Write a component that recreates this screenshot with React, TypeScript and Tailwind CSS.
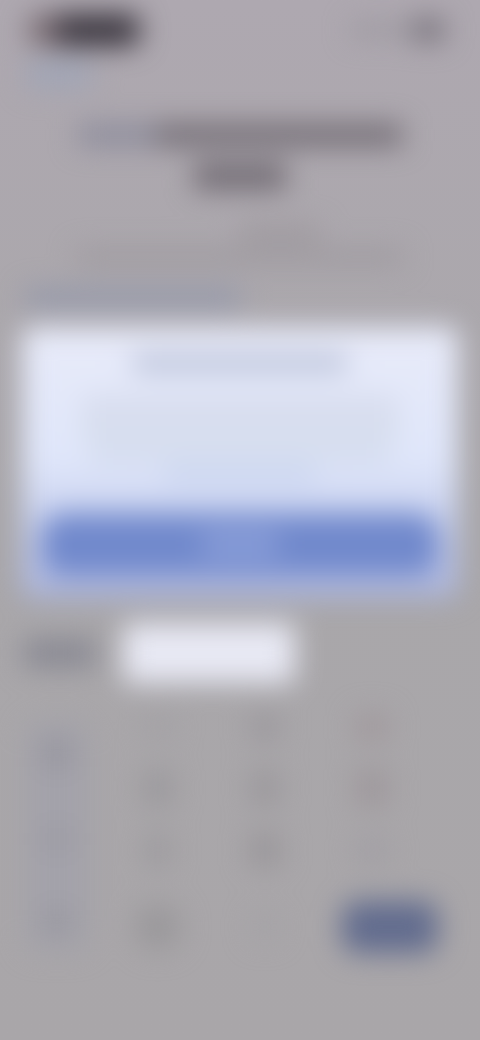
import React from "react";

function Bar({ className }: { className: string }) {
  return <div className={className} />;
}

function Key({ className }: { className: string }) {
  return (
    <div className="flex items-center justify-center">
      <Bar className={`rounded-[4px] ${className}`} />
    </div>
  );
}

export default function App() {
  return (
    <div className="w-[480px] h-[1040px] overflow-hidden bg-gradient-to-b from-[#aea8b0] via-[#a9a7aa] to-[#a9a6a9]">
      <div className="flex flex-col h-[1040px] blur-[14px]">
        <div className="flex items-center justify-between h-[60px] pl-[28px] pr-[36px] shrink-0">
          <div className="flex items-center">
            <Bar className="w-[30px] h-[32px] rounded-l-[12px] bg-[#7a6d74]" />
            <Bar className="w-[82px] h-[32px] rounded-r-[12px] bg-[#3a353e]" />
          </div>
          <div className="flex items-center gap-[6px]">
            <Bar className="w-[24px] h-[14px] bg-[#98959c]" />
            <Bar className="w-[24px] h-[14px] bg-[#98959c]" />
            <Bar className="w-[32px] h-[22px] rounded-[4px] bg-[#76717a]" />
          </div>
        </div>

        <Bar className="ml-[26px] w-[66px] h-[28px] rounded-[3px] bg-[#a0a5b6] shrink-0" />

        <div className="mt-[37px] flex flex-col items-center shrink-0">
          <div className="flex w-[324px] h-[20px]">
            <Bar className="w-[78px] h-full bg-[#8a8a9a]" />
            <Bar className="w-[246px] h-full bg-[#6e6870]" />
          </div>
          <Bar className="mt-[18px] w-[92px] h-[26px] bg-[#706a72]" />
        </div>

        <div className="mt-[37px] flex flex-col items-center shrink-0">
          <Bar className="ml-[80px] w-[80px] h-[14px] bg-[#9b969b]" />
          <Bar className="mt-[10px] w-[326px] h-[14px] bg-[#9c989d]" />
        </div>

        <Bar className="ml-[26px] mt-[26px] w-[214px] h-[16px] bg-[#9096aa] shrink-0" />

        <div className="mx-[22px] mt-[21px] h-[270px] flex flex-col items-center rounded-[10px] bg-gradient-to-b from-[#e8ebf9] via-[#dfe6fa] to-[#aab4dd] shrink-0">
          <Bar className="mt-[28px] w-[214px] h-[16px] bg-[#b4bcd3]" />
          <Bar className="mt-[26px] w-[316px] h-[16px] bg-[#d4d9ea]" />
          <Bar className="mt-[8px] w-[316px] h-[16px] bg-[#d2d9e8]" />
          <Bar className="mt-[8px] w-[300px] h-[16px] bg-[#d2daeb]" />
          <Bar className="mt-[6px] w-[150px] h-[14px] bg-[#c8d4ee]" />
          <div className="mt-[32px] w-[396px] h-[62px] rounded-[22px] bg-[#7189cc] flex items-center justify-center">
            <Bar className="w-[76px] h-[24px] bg-[#8ca0da]" />
          </div>
        </div>

        <div className="flex items-center mt-[26px] pl-[24px] shrink-0">
          <Bar className="w-[72px] h-[28px] bg-[#888892]" />
          <Bar className="ml-[27px] w-[172px] h-[60px] rounded-[4px] bg-[#e8e9f4]" />
        </div>

        <div className="flex mt-[11px] pl-[26px] shrink-0">
          <div className="mt-[29px] w-[62px] h-[227px] rounded-[12px] bg-[#a3a2aa] flex flex-col items-center justify-between py-[16px]">
            <Bar className="w-[28px] h-[28px] bg-[#96959e]" />
            <Bar className="w-[28px] h-[20px] bg-[#9a99a2]" />
            <Bar className="w-[28px] h-[24px] bg-[#98979f]" />
          </div>
          <div className="ml-[16px] grid grid-cols-[107px_107px_107px] grid-rows-[66px_56px_68px_86px]">
            <Key className="w-[30px] h-[24px] bg-[#a3a1a5]" />
            <Key className="w-[28px] h-[26px] bg-[#9a979c]" />
            <Key className="w-[32px] h-[26px] bg-[#a0989c]" />
            <Key className="w-[30px] h-[36px] bg-[#9b999d]" />
            <Key className="w-[28px] h-[36px] bg-[#9b989c]" />
            <Key className="w-[32px] h-[38px] bg-[#9e989c]" />
            <Key className="w-[22px] h-[32px] bg-[#9b999d]" />
            <Key className="w-[30px] h-[32px] bg-[#989599]" />
            <Key className="w-[30px] h-[24px] bg-[#a19ea4]" />
            <div className="flex items-center justify-center">
              <Bar className="w-[46px] h-[46px] rounded-full bg-[#9a989b]" />
            </div>
            <Key className="w-[24px] h-[24px] bg-[#a4a2a6]" />
            <div className="flex items-center">
              <Bar className="shrink-0 ml-[24px] w-[96px] h-[52px] rounded-[16px] bg-[#626c8e]" />
            </div>
          </div>
        </div>
      </div>
    </div>
  );
}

• • • •

> Task prompt
Copy every line in the listing above where the string "React" turns up.

> Result of the task
Write a component that recreates this screenshot with React, TypeScript and Tailwind CSS.
import React from "react";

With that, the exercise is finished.